Material is guided so that it is not flowing sideways into load zone skirtboards – wearing them and prompting seal failures – but rather running parallel with them.

With regard to the spoon deration chamber, for superfine materials, a deration chamber to allow reconsolidation of the material to normal density from the low density developed during free fall.

Meanwhile the chute recirculation enclosure is designed to minimise the entry of new air into the transfer by eliminating the need for low pressure zones to draw air into the system. This pressure differentiation effect is overcome, where required, by connecting the high pressure zone to the low pressure zone and setting up a recirculating air path.

The final element to consider is the load zone enclosure. Here, a long chute extension with soft seal skirtboards and overlapped internal curtains to allow entrained dust laden air to resettle on the outgoing material stream.

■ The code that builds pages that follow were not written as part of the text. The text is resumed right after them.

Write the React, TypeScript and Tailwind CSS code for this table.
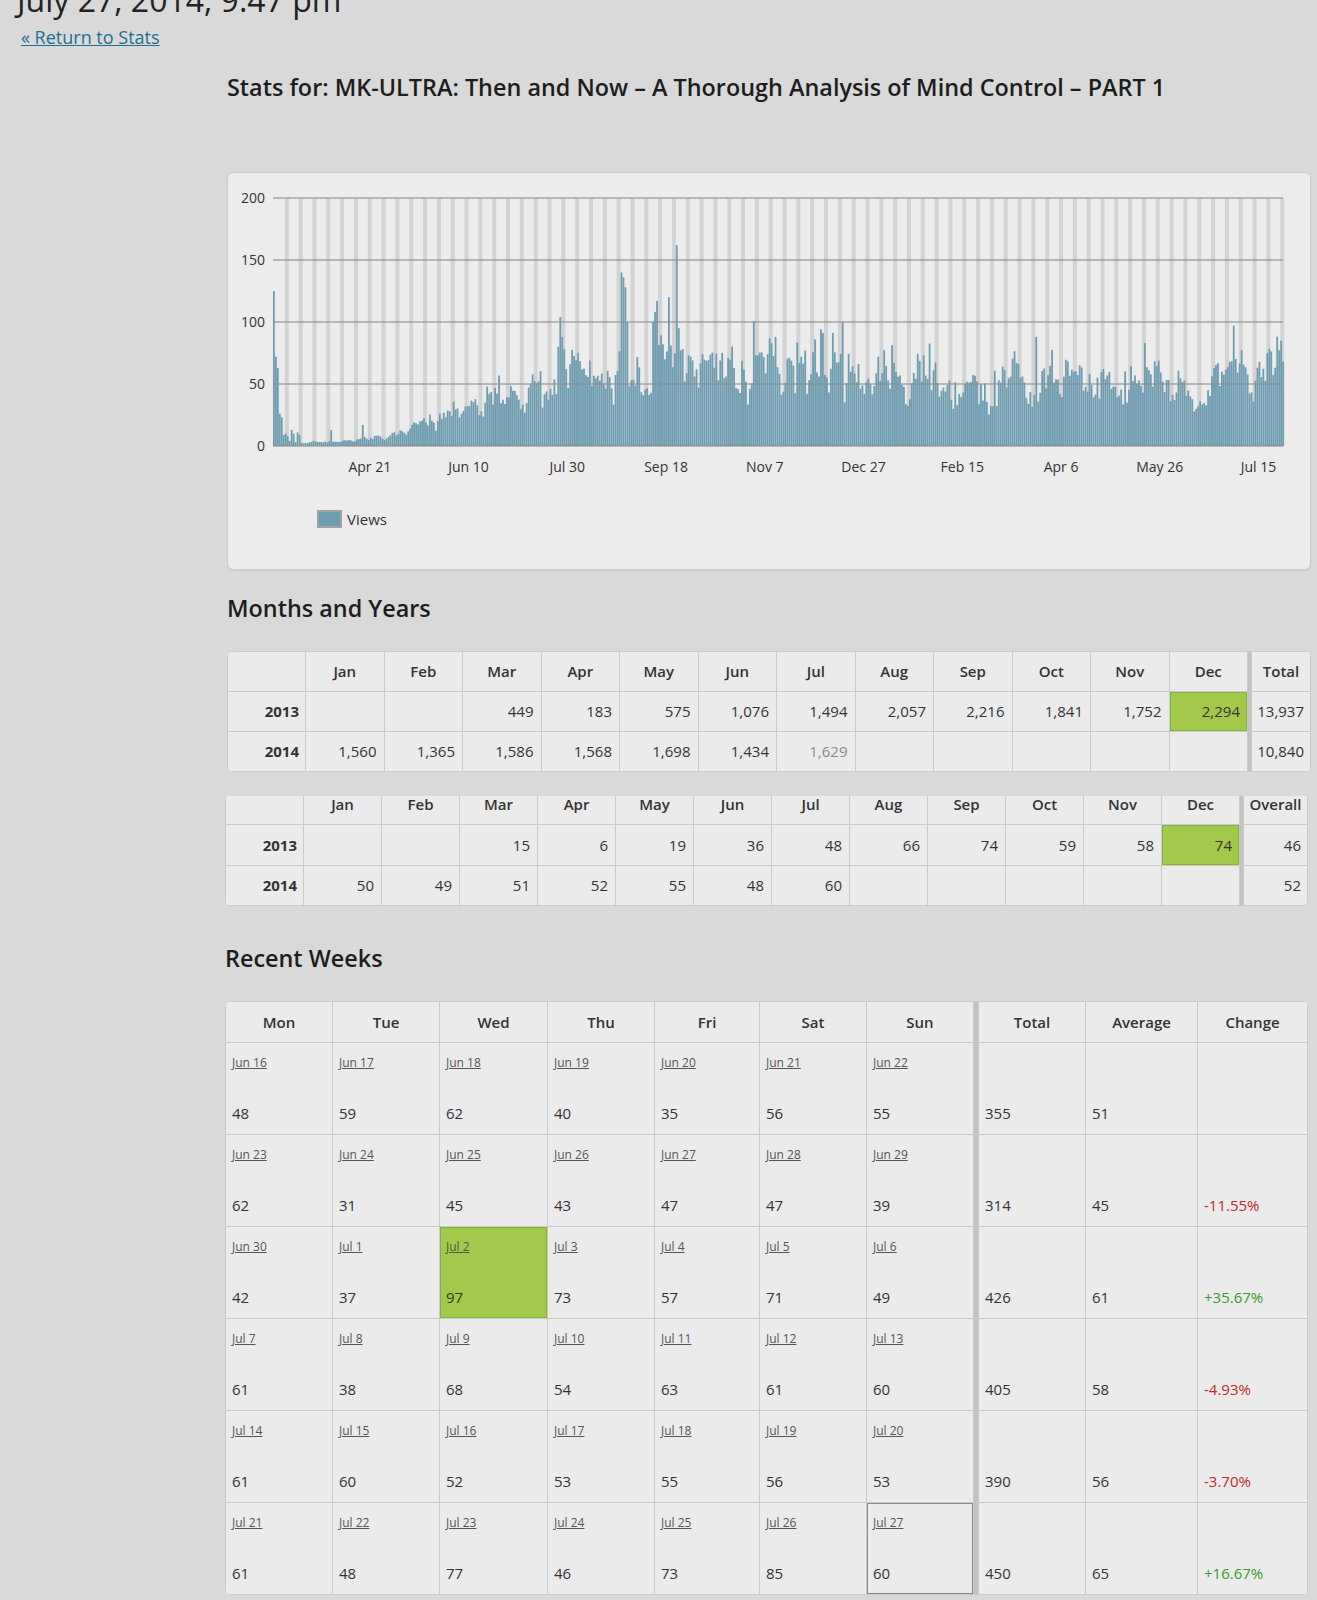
import React from 'react';

function mulberry32(a: number) {
  return function () {
    let t = (a += 0x6d2b79f5);
    t = Math.imul(t ^ (t >>> 15), t | 1);
    t ^= t + Math.imul(t ^ (t >>> 7), t | 61);
    return ((t ^ (t >>> 14)) >>> 0) / 4294967296;
  };
}

const KEYS: [number, number][] = [
  [0, 4], [14, 3], [40, 4], [46, 7], [60, 10], [70, 13], [80, 22], [90, 30], [100, 33],
  [115, 38], [135, 42], [143, 48], [150, 55], [160, 50], [170, 62], [180, 68], [190, 60],
  [198, 72], [206, 75], [215, 68], [230, 62], [250, 62], [270, 60], [285, 72], [295, 62],
  [310, 55], [330, 50], [345, 45], [360, 48], [380, 52], [400, 55], [420, 52], [440, 58],
  [455, 50], [462, 40], [468, 32], [475, 45], [485, 60], [495, 58], [505, 62], [511, 65],
];

function baseAt(d: number) {
  for (let i = 0; i < KEYS.length - 1; i++) {
    const [d0, v0] = KEYS[i];
    const [d1, v1] = KEYS[i + 1];
    if (d >= d0 && d <= d1) return v0 + ((v1 - v0) * (d - d0)) / (d1 - d0);
  }
  return KEYS[KEYS.length - 1][1];
}

const OVERRIDES: Record<number, number> = {
  0: 125, 1: 72, 2: 63, 3: 26, 4: 23, 5: 9, 6: 10, 7: 8, 8: 4, 9: 13, 10: 10, 11: 3, 12: 11, 13: 9,
  29: 13, 45: 17, 144: 80, 145: 104, 146: 88, 147: 78, 148: 62, 176: 140, 177: 136, 178: 128,
  179: 100, 192: 100, 193: 108, 194: 117, 200: 120, 204: 162, 205: 95, 278: 91, 288: 100,
  386: 88, 441: 83, 486: 97, 510: 85, 511: 68, 344: 30, 364: 32, 432: 35, 466: 28, 467: 30, 468: 32,
};

function genData() {
  const rnd = mulberry32(98765);
  const out: number[] = [];
  let walk = 0;
  for (let d = 0; d < 512; d++) {
    const b = baseAt(d);
    walk = 0.6 * walk + (rnd() - 0.5) * 0.45;
    let v = b * (1 + walk + (rnd() - 0.5) * 0.3);
    const r = rnd();
    if (r < 0.03) v *= 1.3;
    else if (r > 0.97) v *= 0.7;
    if (OVERRIDES[d] !== undefined) v = OVERRIDES[d];
    out.push(Math.max(0.6, v));
  }
  return out;
}

const DATA = genData();

const PL = 45;
const PT = 25;
const PB = 273;
const PR = 1055;
const DX = 1.975;
const YS = 1.24;

const XLABELS: [number, string][] = [
  [49, 'Apr 21'], [99, 'Jun 10'], [149, 'Jul 30'], [199, 'Sep 18'], [249, 'Nov 7'],
  [299, 'Dec 27'], [349, 'Feb 15'], [399, 'Apr 6'], [449, 'May 26'], [499, 'Jul 15'],
];

function Chart() {
  const stripes = [];
  for (let k = 1; k <= 73; k++) {
    const x = PL + 7 * k * DX;
    stripes.push(<rect key={k} x={x - 2} y={PT} width={4} height={PB - PT} fill="#d3d3d3" />);
  }
  return (
    <svg width={1082} height={396} className="block">
      {stripes}
      {DATA.map((v, d) => (
        <rect key={d} x={PL + d * DX} y={PB - v * YS} width={1.8} height={v * YS} fill="#6e9db2" />
      ))}
      {[200, 150, 100, 50, 0].map((t) => (
        <line key={t} x1={PL} x2={PR} y1={PB - t * YS} y2={PB - t * YS} stroke="#8e8e8e" strokeOpacity={0.75} strokeWidth={1.3} />
      ))}
      {[200, 150, 100, 50, 0].map((t) => (
        <text key={t} x={37} y={PB - t * YS + 5} textAnchor="end" fontFamily="'Open Sans', sans-serif" fontSize={14} fill="#333">
          {t}
        </text>
      ))}
      {XLABELS.map(([d, l]) => (
        <text key={l} x={PL + d * DX} y={299} textAnchor="middle" fontFamily="'Open Sans', sans-serif" fontSize={14} fill="#333">
          {l}
        </text>
      ))}
      <rect x={90} y={338} width={23} height={16} fill="#6e9db2" stroke="#a3a3a3" strokeWidth={2} />
      <text x={119} y={352} fontFamily="'Open Sans', sans-serif" fontSize={15} fill="#333">
        Views
      </text>
    </svg>
  );
}

const MONTHS = ['Jan', 'Feb', 'Mar', 'Apr', 'May', 'Jun', 'Jul', 'Aug', 'Sep', 'Oct', 'Nov', 'Dec'];

type MRow = { year: string; vals: string[]; last: string };

const VIEWS: MRow[] = [
  { year: '2013', vals: ['', '', '449', '183', '575', '1,076', '1,494', '2,057', '2,216', '1,841', '1,752', '2,294'], last: '13,937' },
  { year: '2014', vals: ['1,560', '1,365', '1,586', '1,568', '1,698', '1,434', '1,629', '', '', '', '', ''], last: '10,840' },
];
const AVGS: MRow[] = [
  { year: '2013', vals: ['', '', '15', '6', '19', '36', '48', '66', '74', '59', '58', '74'], last: '46' },
  { year: '2014', vals: ['50', '49', '51', '52', '55', '48', '60', '', '', '', '', ''], last: '52' },
];

const headCell = 'flex items-center justify-center bg-[#ebebeb] text-[15px] font-semibold text-[#333]';
const yearCell = 'flex items-center justify-end pr-[6px] bg-[#ebebeb] text-[15px] font-bold text-[#333]';
const valCell = 'flex items-center justify-end pr-[7px] bg-[#ebebeb] text-[15px] text-[#333]';
const greenCell = 'flex items-center justify-end pr-[7px] bg-[#a2c94a] shadow-[inset_0_0_0_1px_#86b238] text-[15px] text-[#333]';
const grayCell = 'flex items-center justify-end pr-[7px] bg-[#ebebeb] text-[15px] text-[#8c8c8c]';
const sepCell = 'bg-[#c2c2c2]';

function MonthCells({ rows, lastLabel }: { rows: MRow[]; lastLabel: string }) {
  return (
    <>
      <div className={headCell} />
      {MONTHS.map((m) => (
        <div key={m} className={headCell}>{m}</div>
      ))}
      <div className={sepCell} />
      <div className={headCell}>{lastLabel}</div>
      {rows.map((r) => (
        <React.Fragment key={r.year}>
          <div className={yearCell}>{r.year}</div>
          {r.vals.map((v, i) => {
            let cls = valCell;
            if (r.year === '2013' && i === 11) cls = greenCell;
            if (r.year === '2014' && i === 6 && lastLabel === 'Total') cls = grayCell;
            return (
              <div key={i} className={cls}>{v}</div>
            );
          })}
          <div className={sepCell} />
          <div className="flex items-center justify-end pr-[6px] bg-[#ebebeb] text-[15px] text-[#333]">{r.last}</div>
        </React.Fragment>
      ))}
    </>
  );
}

type Week = { dates: string[]; vals: number[]; total: number; avg: number; change: string };

const WEEKS: Week[] = [
  { dates: ['Jun 16', 'Jun 17', 'Jun 18', 'Jun 19', 'Jun 20', 'Jun 21', 'Jun 22'], vals: [48, 59, 62, 40, 35, 56, 55], total: 355, avg: 51, change: '' },
  { dates: ['Jun 23', 'Jun 24', 'Jun 25', 'Jun 26', 'Jun 27', 'Jun 28', 'Jun 29'], vals: [62, 31, 45, 43, 47, 47, 39], total: 314, avg: 45, change: '-11.55%' },
  { dates: ['Jun 30', 'Jul 1', 'Jul 2', 'Jul 3', 'Jul 4', 'Jul 5', 'Jul 6'], vals: [42, 37, 97, 73, 57, 71, 49], total: 426, avg: 61, change: '+35.67%' },
  { dates: ['Jul 7', 'Jul 8', 'Jul 9', 'Jul 10', 'Jul 11', 'Jul 12', 'Jul 13'], vals: [61, 38, 68, 54, 63, 61, 60], total: 405, avg: 58, change: '-4.93%' },
  { dates: ['Jul 14', 'Jul 15', 'Jul 16', 'Jul 17', 'Jul 18', 'Jul 19', 'Jul 20'], vals: [61, 60, 52, 53, 55, 56, 53], total: 390, avg: 56, change: '-3.70%' },
  { dates: ['Jul 21', 'Jul 22', 'Jul 23', 'Jul 24', 'Jul 25', 'Jul 26', 'Jul 27'], vals: [61, 48, 77, 46, 73, 85, 60], total: 450, avg: 65, change: '+16.67%' },
];

const DAYS = ['Mon', 'Tue', 'Wed', 'Thu', 'Fri', 'Sat', 'Sun'];

function WeeksTable() {
  return (
    <div className="grid grid-cols-[106px_106px_107px_106px_104px_106px_106px_4px_106px_111px_1fr] grid-rows-[40px_repeat(6,91px)] gap-px bg-[#cacaca] p-px rounded-[7px] overflow-hidden w-[1083px]">
      {DAYS.map((d) => (
        <div key={d} className={headCell}>{d}</div>
      ))}
      <div className={sepCell} />
      <div className={headCell}>Total</div>
      <div className={headCell}>Average</div>
      <div className={headCell}>Change</div>
      {WEEKS.map((w, wi) => (
        <React.Fragment key={wi}>
          {w.vals.map((v, i) => {
            const green = wi === 2 && i === 2;
            const today = wi === 5 && i === 6;
            const cls = green
              ? 'flex flex-col pl-[6px] pt-[12px] bg-[#a2c94a] shadow-[inset_0_0_0_1px_#86b238]'
              : today
              ? 'flex flex-col pl-[6px] pt-[12px] bg-[#ebebeb] shadow-[inset_0_0_0_1px_#8a8a8a]'
              : 'flex flex-col pl-[6px] pt-[12px] bg-[#ebebeb]';
            return (
              <div key={i} className={cls}>
                <a href="#" className="text-[12px] leading-[16px] text-[#555] underline">{w.dates[i]}</a>
                <div className="mt-[32px] text-[15px] leading-[20px] text-[#333]">{v}</div>
              </div>
            );
          })}
          <div className={sepCell} />
          <div className="pl-[6px] pt-[60px] bg-[#ebebeb] text-[15px] leading-[20px] text-[#333]">{w.total}</div>
          <div className="pl-[6px] pt-[60px] bg-[#ebebeb] text-[15px] leading-[20px] text-[#333]">{w.avg}</div>
          <div
            className={
              w.change.startsWith('-')
                ? 'pl-[6px] pt-[60px] bg-[#ebebeb] text-[15px] leading-[20px] text-[#bd2a2e]'
                : 'pl-[6px] pt-[60px] bg-[#ebebeb] text-[15px] leading-[20px] text-[#3a9a2a]'
            }
          >
            {w.change}
          </div>
        </React.Fragment>
      ))}
    </div>
  );
}

export default function App() {
  return (
    <div className="flex flex-col min-h-[1600px] bg-[#d9d9d9] font-['Open_Sans',sans-serif] text-[#222]">
      <h2 className="-mt-[20px] pl-[17px] text-[32px] leading-[40px] font-normal text-[#222]">July 27, 2014, 9:47 pm</h2>
      <div className="mt-[5px] pl-[21px] text-[18px] leading-[24px]">
        <a href="#" className="text-[#1e6f95] underline">« Return to Stats</a>
      </div>
      <div className="ml-[227px] w-[1084px] flex flex-col">
        <h1 className="mt-[23px] text-[23.4px] leading-[30px] font-semibold text-[#1d1d1d]">
          Stats for: MK-ULTRA: Then and Now – A Thorough Analysis of Mind Control – PART 1
        </h1>
        <div className="mt-[70px] w-[1084px] h-[398px] rounded-[6px] border border-[#cdcdcd] bg-[#ececec] shadow-[0_1px_2px_rgba(0,0,0,0.06)]">
          <Chart />
        </div>
        <h3 className="mt-[23px] text-[23.4px] leading-[30px] font-semibold text-[#1d1d1d]">Months and Years</h3>
        <div className="mt-[28px] grid grid-cols-[77px_repeat(12,77.5px)_3px_1fr] auto-rows-[39px] gap-px bg-[#cacaca] p-px rounded-[7px] overflow-hidden w-[1084px]">
          <MonthCells rows={VIEWS} lastLabel="Total" />
        </div>
        <div className="mt-[24px] -ml-[2px] w-[1083px] h-[110px] overflow-hidden rounded-b-[7px]">
          <div className="-mt-[12px] grid grid-cols-[77px_repeat(12,77px)_3px_1fr] grid-rows-[39px_40px_39px] gap-px bg-[#cacaca] p-px w-[1083px]">
            <MonthCells rows={AVGS} lastLabel="Overall" />
          </div>
        </div>
        <h3 className="mt-[37px] -ml-[2px] text-[23.4px] leading-[30px] font-semibold text-[#1d1d1d]">Recent Weeks</h3>
        <div className="mt-[28px] -ml-[2px]">
          <WeeksTable />
        </div>
      </div>
    </div>
  );
}
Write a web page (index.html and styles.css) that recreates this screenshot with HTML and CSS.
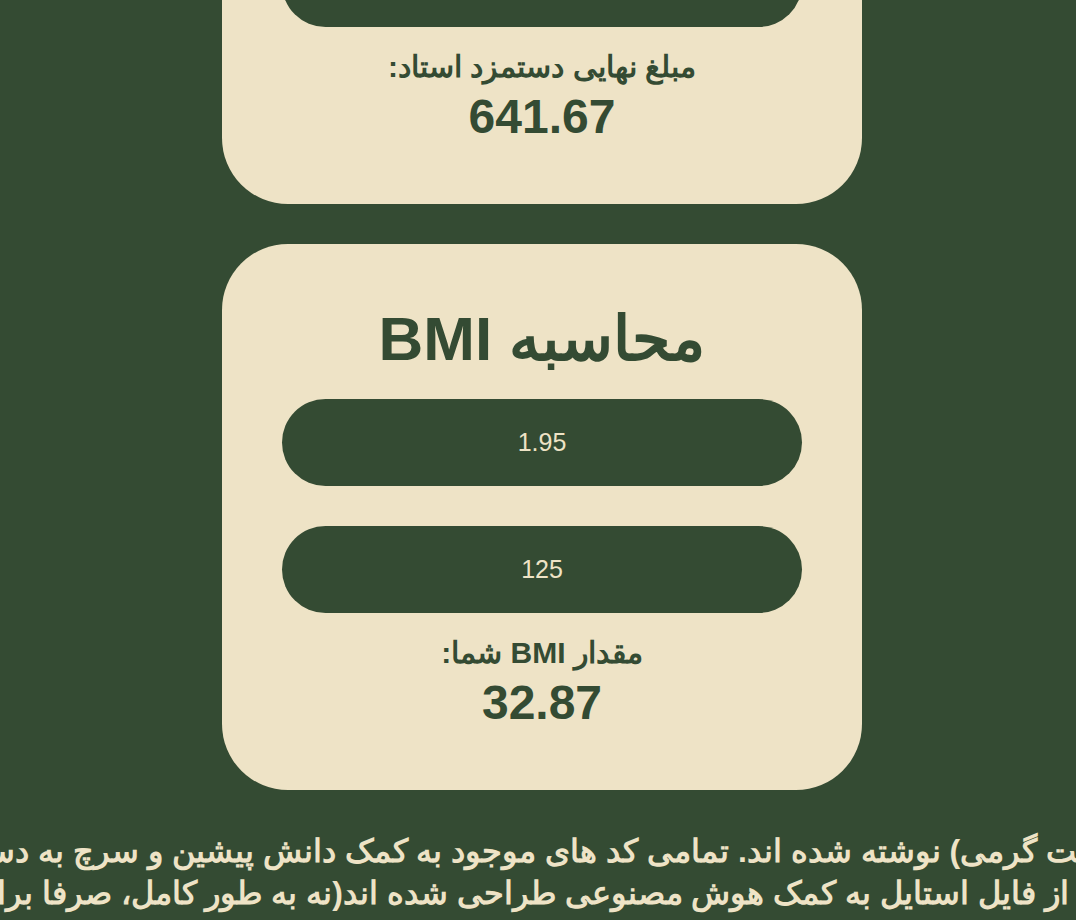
FILE: index.html
```html
<!DOCTYPE html>
<html lang="fa" dir="rtl">
<head>
<meta charset="utf-8">
<title>ماشین حساب ها</title>
<link rel="stylesheet" href="styles.css">
</head>
<body>
<main class="page">
  <section class="card">
    <h1 class="card-title">محاسبه دستمزد</h1>
    <input class="field" type="text" value="35" readonly>
    <input class="field" type="text" value="18.33" readonly>
    <h3 class="result-label">مبلغ نهایی دستمزد استاد:</h3>
    <p class="result-value">641.67</p>
  </section>
  <section class="card">
    <h1 class="card-title">محاسبه BMI</h1>
    <input class="field" type="text" value="1.95" readonly>
    <input class="field" type="text" value="125" readonly>
    <h3 class="result-label">مقدار BMI شما:</h3>
    <p class="result-value">32.87</p>
  </section>
</main>
<footer class="footer">
  <p class="footer-line"><span>این کد ها (جهت دست گرمی) نوشته شده اند. تمامی کد های موجود به کمک دانش پیشین و سرچ به دست آمده اند و بس.</span></p>
  <p class="footer-line"><span>بخش هایی از فایل استایل به کمک هوش مصنوعی طراحی شده اند(نه به طور کامل، صرفا برای زیبایی).</span></p>
</footer>
</body>
</html>
```
FILE: styles.css
```css
html, body {
  margin: 0;
  padding: 0;
}
body {
  background: #344b33;
  color: #344b33;
  font-family: "Liberation Sans", Arial, sans-serif;
  overflow: hidden;
  padding-left: 8px;
}
.page {
  display: flex;
  flex-direction: column;
  align-items: center;
  gap: 40px;
  margin-top: -342px;
}
.card {
  box-sizing: border-box;
  width: 640px;
  background: #eee3c6;
  border-radius: 66px;
  padding: 59px 60px 57px;
  display: flex;
  flex-direction: column;
  align-items: center;
}
.card-title {
  margin: 0 0 25px;
  font-size: 62px;
  font-weight: bold;
  line-height: 71px;
}
.field {
  box-sizing: border-box;
  width: 520px;
  height: 87px;
  margin: 0 0 40px;
  border: none;
  border-radius: 44px;
  background: #344b33;
  color: #eee3c6;
  font-family: "Liberation Sans", Arial, sans-serif;
  font-size: 25px;
  text-align: center;
  outline: none;
}
.field + .field {
  margin-bottom: 20px;
}
.result-label {
  margin: 0;
  font-size: 30px;
  font-weight: bold;
  line-height: 40px;
}
.result-value {
  margin: 0;
  font-size: 48px;
  font-weight: bold;
  line-height: 60px;
}
.footer {
  margin-top: 40px;
  color: #eee3c6;
}
.footer-line {
  display: flex;
  justify-content: center;
  margin: 0;
  white-space: nowrap;
  font-size: 32px;
  font-weight: bold;
  line-height: 42px;
}
```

“Any or all of these elements can be incorporated into new or retrofits, depending on system needs,” says Pomfret. “Sometimes we find that a total redesign of existing systems isn’t required, because just two or three components of the transfer are mainly responsible for creating the dust load.

“Mining and energy companies, as well as port loadout facilities, may have been able to afford built-in inefficiencies when resource prices were high. But as the emphasis switches to higher production for lower cost, accepting old standards of inefficiency is no longer an option.”